Aiming to keep county on top

2nd District residents forming strategies for continued prosperity

`A model in so many ways'

Concerns aired range from dumping to development

April 13, 1999|By Larry Carson | Larry Carson,SUN STAFF

Residents and elected officials in Columbia, which has served as a "new town" model for 35 years, are seeking ways to polish the aging neighborhoods and keep the town and Howard County prosperous in the next century.

A group of 18 people -- many residents of the east Columbia portion of the 2nd Councilmanic District, and others from areas east to the Anne Arundel County line -- met last night in the county's Gateway Building to plan how to help Howard remain the state's most prosperous jurisdiction.

"There's no reason Howard County shouldn't be a model in so many ways," John Maitland, 70, a 27-year east Columbia resident said as the group discussed ideas for keeping the 2nd Councilmanic District from slipping from the economic, academic and residential peaks envied by others.

The group was formed by County Council Chairman C. Vernon Gray, an east Columbia Democrat. He borrowed the approach from a National Association of Counties program called Sustainable Communities, which shows people how to draft plans to preserve their communities. However, Gray missed the meeting because funeral services for his mother, Virginia Gray, 82,were held yesterday .

Howard is preparing a new 10-year General Plan and Gray's group is looking for ways that the 2nd District can help shape the agenda to its benefit.

By 2013, virtually all of Howard's land is expected to be developed, subdivided for specific future uses, or in preservation programs, county planning supervisor Keith Lackie told the group. A population that has doubled twice since 1960 is expected to grow an average of 1 percent a year over the next 20 years, and a booming economy is predicted to slow, he said.

Tax revenue growth will shrink, schools, roads and public buildings will need renovations and the number of senior citizens is predicted to triple. In older Columbia communities like Oakland Mills and Long Reach, early signs of distress are visible in lower standardized school test scores, an increase in petty crime and some neglected homes and pathways.

"Will people who traditionally come [to Columbia] continue to come and reinvest in older homes? Or will they go to Anne Arundel County or other places with new development areas?" asked Marsha McLaughlin, deputy county planning director. "Are schools causing people to turn away from a neighborhood instead of buying in?"

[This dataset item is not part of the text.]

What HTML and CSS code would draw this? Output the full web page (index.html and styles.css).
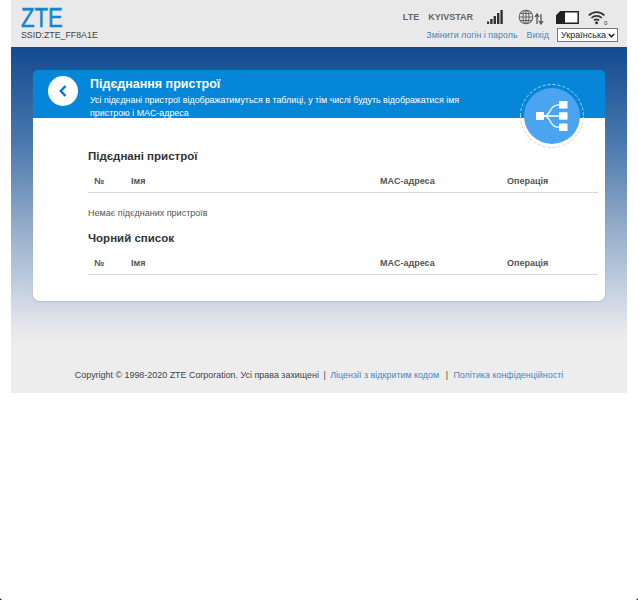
FILE: index.html
```html
<!DOCTYPE html>
<html lang="uk">
<head>
<meta charset="UTF-8">
<meta name="viewport" content="width=device-width, initial-scale=1.0">
<title>ZTE</title>
<link rel="stylesheet" href="styles.css">
</head>
<body>

<div class="wrap">
    <!-- Top bar -->
    <div class="topbar">
        <div class="brand">
            <div class="logo">ZTE</div>
            <div class="ssid">SSID:ZTE_FF8A1E</div>
        </div>
        <div class="status">
            <div class="status-icons">
                <span class="net">LTE</span>
                <span class="net op">KYIVSTAR</span>
                <svg class="ico-signal" width="16" height="16" viewBox="0 0 16 16">
                    <rect x="0" y="12.500" width="2.200" height="2.500" fill="#333"/>
                    <rect x="3.200" y="10" width="2.400" height="5" fill="#333"/>
                    <rect x="6.600" y="7" width="2.400" height="8" fill="#333"/>
                    <rect x="10" y="4" width="2.400" height="11" fill="#333"/>
                    <rect x="13.400" y="1" width="2.400" height="14" fill="#333"/>
                </svg>
                <svg class="ico-globe" width="26" height="16" viewBox="0 0 26 16">
                    <g fill="none" stroke="#666" stroke-width="1.100">
                        <circle cx="8" cy="8" r="6.800"/>
                        <ellipse cx="8" cy="8" rx="3" ry="6.800"/>
                        <path d="M8 1.200V14.800M1.200 8H14.800M2.400 4.500H13.600M2.400 11.500H13.600"/>
                    </g>
                    <path d="M19 15V6M17 8l2-3 2 3M23 5v9M21 12l2 3 2-3" fill="none" stroke="#555" stroke-width="1.300"/>
                </svg>
                <svg class="ico-batt" width="23" height="13" viewBox="0 0 23 13">
                    <path d="M4.500 .8H22.200V12.200H.8V4.500Z" fill="#fff" stroke="#222" stroke-width="1.500"/>
                    <path d="M4.500 .8H8.500V12.200H.8V4.500Z" fill="#222" stroke="#222"/>
                </svg>
                <svg class="ico-wifi" width="20" height="15" viewBox="0 0 20 15">
                    <g fill="none" stroke="#333" stroke-width="1.700">
                        <path d="M.8 5.400C5.200 1 12 1 16.400 5.400"/>
                        <path d="M3.400 8C6.400 5.200 10.800 5.200 13.800 8"/>
                        <path d="M6 10.400C7.600 9 9.600 9 11.200 10.400"/>
                    </g>
                    <circle cx="8.600" cy="12.800" r="1.500" fill="#333"/>
                    <text x="16" y="14.500" class="wifi-count">0</text>
                </svg>
            </div>
            <div class="status-links">
                <a href="#">Змінити логін і пароль</a>
                <a href="#" class="logout">Вихід</a>
                <div class="lang-box">
                    <select class="lang"><option>Українська</option></select>
                    <svg class="lang-arrow" width="7" height="5" viewBox="0 0 7 5"><path d="M.8 1 L3.500 3.800 L6.200 1" fill="none" stroke="#222" stroke-width="1.500"/></svg>
                </div>
            </div>
        </div>
    </div>

    <div class="main">
        <div class="card">
            <div class="card-head">
                <div class="back">
                    <svg width="10" height="14" viewBox="0 0 10 14"><path d="M7.500 2 L2.800 7 L7.500 12" fill="none" stroke="#0b74c4" stroke-width="2.400"/></svg>
                </div>
                <div class="card-title">
                    <h1>Підєднання пристрої</h1>
                    <p>Усі підєднані пристрої відображатимуться в таблиці, у тім числі будуть відображатися імя пристрою і MAC-адреса</p>
                </div>
                <!-- Badge hanging over the card head -->
                <div class="badge">
                    <svg class="badge-ring" width="64" height="64" viewBox="0 0 64 64">
                        <path d="M.5 32A31.500 31.500 0 0 1 63.500 32" fill="none" stroke="#a9d8f7" stroke-dasharray="3 2"/>
                        <path d="M.5 32A31.500 31.500 0 0 0 63.500 32" fill="none" stroke="#f2cdb8" stroke-dasharray="3 2"/>
                    </svg>
                    <svg width="32" height="32" viewBox="0 0 32 32">
                        <rect x="0" y="12" width="8" height="8" fill="#fff"/>
                        <rect x="23" y="1" width="8.500" height="7.500" fill="#fff"/>
                        <rect x="23" y="12.200" width="8.500" height="7.500" fill="#fff"/>
                        <rect x="23" y="23.500" width="8.500" height="7.500" fill="#fff"/>
                        <path d="M8 16H23M8 16C15 16 13 4.800 23 4.800M8 16C15 16 13 27.200 23 27.200" fill="none" stroke="#fff" stroke-width="1.300"/>
                    </svg>
                </div>
            </div>
            <div class="card-body">
                <h2>Підєднані пристрої</h2>
                <div class="row-head">
                    <span class="col-no">№</span>
                    <span class="col-name">Імя</span>
                    <span class="col-mac">MAC-адреса</span>
                    <span class="col-op">Операція</span>
                </div>
                <p class="empty">Немає підєднаних пристроїв</p>
                <h2>Чорний список</h2>
                <div class="row-head">
                    <span class="col-no">№</span>
                    <span class="col-name">Імя</span>
                    <span class="col-mac">MAC-адреса</span>
                    <span class="col-op">Операція</span>
                </div>
            </div>
        </div>
        <div class="footer">
            Copyright © 1998-2020 ZTE Corporation. Усі права захищені
            <span class="sep">|</span>
            <a href="#">Ліцензії з відкритим кодом</a>
            <span class="sep sep-wide">|</span>
            <a href="#">Політика конфіденційності</a>
        </div>
    </div>
</div>

<!-- Rounded window corners at the bottom of the shot -->
<div class="corner corner-left"></div>
<div class="corner corner-right"></div>

</body>
</html>
```

FILE: styles.css
```css
body {
    font-family: "Liberation Sans", Arial, sans-serif;
    margin: 0;
    padding: 0;
    background-color: #fff;
    color: #333;
}
a {
    color: #4a86c0;
    text-decoration: none;
}
.wrap {
    width: 616px;
    margin-left: 11px;
}
.topbar {
    height: 47px;
    background-color: #e9e9e9;
    display: flex;
    justify-content: space-between;
    box-sizing: border-box;
    padding: 0 9px 0 10px;
}
.logo {
    font-size: 27px;
    line-height: 24px;
    margin-top: 6px;
    color: #1187cf;
    -webkit-text-stroke: 0.5px #1187cf;
    transform: scaleX(0.82);
    transform-origin: left center;
}
.ssid {
    font-size: 8.800px;
    line-height: 11px;
    color: #444;
}
.status {
    display: flex;
    flex-direction: column;
    align-items: flex-end;
}
.status-icons {
    display: flex;
    align-items: center;
    height: 16px;
    margin-top: 9px;
    margin-right: 10px;
}
.net {
    font-size: 9px;
    font-weight: bold;
    color: #666;
}
.op {
    margin-left: 9px;
}
.ico-signal {
    margin-left: 14px;
}
.ico-globe {
    margin-left: 15px;
}
.ico-batt {
    margin-left: 12px;
}
.ico-wifi {
    margin-left: 9px;
}
.wifi-count {
    font-size: 6px;
    fill: #333;
}
.status-links {
    display: flex;
    align-items: center;
    font-size: 8.900px;
    margin-top: 3px;
}
.logout {
    margin-left: 9px;
}
.lang-box {
    position: relative;
    margin-left: 8px;
    height: 14px;
}
.lang {
    display: block;
    width: 61px;
    height: 14px;
    padding: 0 0 0 3px;
    font-family: "Liberation Sans", Arial, sans-serif;
    font-size: 9px;
    background-color: #fff;
    color: #222;
    border: 1px solid #777;
    border-radius: 0;
    appearance: none;
}
.lang-arrow {
    position: absolute;
    right: 3px;
    top: 5px;
}
.main {
    height: 346px;
    box-sizing: border-box;
    padding: 22px 22px 0 22px;
    border-top: 1px solid #0b4a94;
    background: linear-gradient(to bottom, #134a92 0%, #4a78ae 32%, #8fa9c8 59%, #cfd8e4 86%, #e8e8ec 96%, #ededed 100%);
    background-size: 100% 295px;
    background-repeat: no-repeat;
    background-color: #ededed;
}
.card {
    height: 231px;
    background-color: #fff;
    border-radius: 7px;
    box-shadow: 0 1px 2px rgba(120, 140, 170, 0.3);
}
.card-head {
    position: relative;
    height: 48px;
    background-color: #0586d9;
    border-radius: 5px 5px 0 0;
    display: flex;
    color: #fff;
}
.back {
    width: 30px;
    height: 30px;
    margin: 6px 0 0 15px;
    border-radius: 50%;
    background-color: #fff;
    display: flex;
    justify-content: center;
    align-items: center;
}
.card-title {
    margin-left: 12px;
    width: 385px;
}
.card-title h1 {
    margin: 7px 0 0 0;
    font-size: 12.500px;
    line-height: 15px;
    font-weight: bold;
}
.card-title p {
    margin: 2px 0 0 0;
    font-size: 8.900px;
    line-height: 13px;
}
.badge {
    position: absolute;
    left: 491px;
    top: 18px;
    width: 56px;
    height: 56px;
    border-radius: 50%;
    background-color: #4ba4ef;
    display: flex;
    justify-content: center;
    align-items: center;
}
.badge-ring {
    position: absolute;
    left: -4px;
    top: -4px;
}
.card-body {
    padding: 31px 7px 0 55px;
}
.card-body h2 {
    margin: 0;
    font-size: 11.500px;
    line-height: 14px;
    font-weight: bold;
    color: #333;
}
.row-head {
    display: flex;
    height: 23px;
    margin-top: 6px;
    align-items: center;
    border-bottom: 1px solid #d8d8d8;
    font-size: 9px;
    font-weight: bold;
    color: #555;
}
.col-no {
    width: 43px;
    padding-left: 6px;
    box-sizing: border-box;
}
.col-name {
    width: 249px;
}
.col-mac {
    width: 127px;
}
.col-op {
    flex: 1;
}
.empty {
    margin: 14px 0 12px 0;
    font-size: 9px;
    line-height: 12px;
    color: #555;
}
.footer {
    margin-top: 68px;
    text-align: center;
    font-size: 8.930px;
    line-height: 12px;
    color: #444;
}
.sep {
    margin: 0 2px;
}
.sep-wide {
    margin: 0 3px 0 4px;
}
.corner {
    position: fixed;
    bottom: 0;
    width: 3px;
    height: 3px;
}
.corner-left {
    left: 0;
    background: radial-gradient(circle at top right, transparent 2.500px, #222 3.500px);
}
.corner-right {
    right: 0;
    background: radial-gradient(circle at top left, transparent 2.500px, #222 3.500px);
}
```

The 2nd District is key in another way, McLaughlin added, because it contains most of the county's prime developable land for industrial and office use along U.S. 1 and Interstate 95.

The group split into subgroups of three to talk about community, economic and environmental issues ranging from how to use the 300-acre undeveloped farmland known as Blandair in the district's center, to how to keep residents from dumping trash in secluded pathways.

"We might be able to help each other," said Joe Merke, 60, a Columbia Council member. Maybe, he said, neighborhood people can unite through their villages, the Columbia Association and with county help, make a difference.

"We want to work on problems before they become problems -- early on," said Barbara Russell, a County Council staffer who ran the meeting in Gray's absence.

Gerald E. Brock, vice president and senior development director of Howard Research and Development, an affiliate of the Rouse Co. that built Columbia, warned that as growth slows and developers move on, "there's going to be a bigger vacuum than people realize."

Brock said the builders will take with them jobs and contributions to nonprofits, community involvement and other benefits many people don't now fully appreciate.

Others, like 30-year Oakland Mills resident Doris Ligon, are worried about things closer to home. "When we first moved here, we would go to the village center, get an ice cream, walk the paths and we would enjoy it," she said.

Recently, accompanying a grandchild on a pathway near her home, Ligon said she encountered a "cluster" of young people in a secluded spot and she beat a hasty retreat with the child. "Safety is crucial," she said.

Minnie M. Kenny, 70, complained about people who dump trash, old computers, bicycles and other junk in wooded areas near her Oakland Mills home.

"The stream is filling up with debris," she said. "We have to keep the pathways attractive. That's what I think we're letting go."

And although the Rouse Co. and HRD have spent millions rebuilding the Oakland Mills and Long Reach village centers in recent years, Oakland Mills still has a vacant, boarded up former fast-food restaurant sitting prominently on the parking lot.

"People coming in and seeing vacant buildings begin to wonder about viability," Kenny said.